How are GOOSE messages secured and what are the limits of IEC 61850 cybersecurity in practice?
Base IEC 61850 GOOSE and SV traffic are typically not encrypted, so security relies on network segmentation, access control, managed switches, and hardening of engineering workstations and IEDs. IEC 62351 provides security mechanisms for IEC 61850 communications, and substation cyber controls should be aligned with IEC 62443 and, where applicable, utility cybersecurity requirements.
What interoperability issues do EPC contractors face when integrating IEC 61850 IEDs from multiple vendors?
Common issues include mismatched SCL files, inconsistent dataset naming, different GOOSE retransmission parameters, and vendor-specific interpretations of logical nodes or report control blocks. IEC 61850 engineering relies on SCL documents such as ICD, CID, SCD, and SSD, and interoperability should be verified through factory and site acceptance testing against the approved system configuration.
How should IEC 61850 process bus architectures be designed for European compliance projects?
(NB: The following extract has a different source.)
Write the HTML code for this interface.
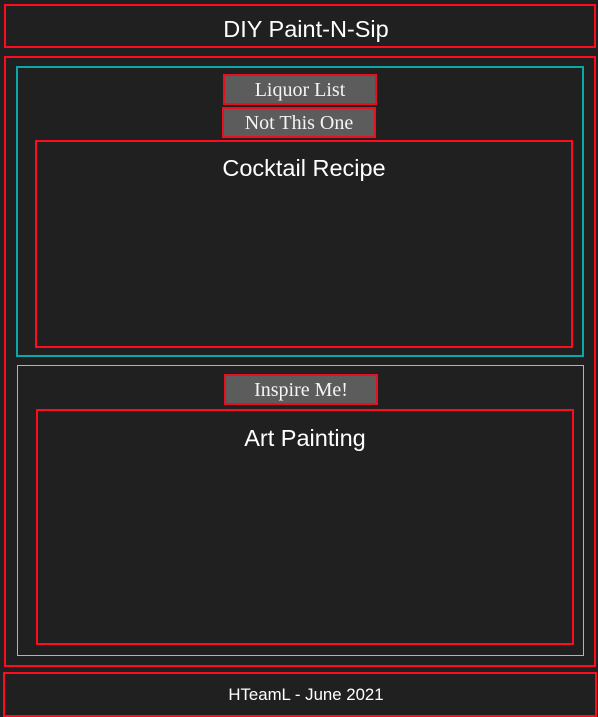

Process bus designs typically place merging units near instrument transformers and publish Sampled Values to bay protection and control IEDs, reducing copper wiring and improving standardization. For European projects, engineers commonly align the design with IEC 61850, IEC 60255 for protection device requirements, and EN/IEC installation practices for electrical panels, cabling, and EMC coordination.
What testing is required before energizing an IEC 61850 substation using GOOSE and Sampled Values?
Testing should include SCL validation, point-to-point signal checks, GOOSE publish-subscribe verification, SV stream integrity checks, time synchronization validation, and end-to-end functional testing of protection logic. FAT and SAT should be documented against IEC 61850 engineering files and project test procedures, with time synchronization typically verified using IEEE 1588 PTP or IRIG-B where specified by the project design.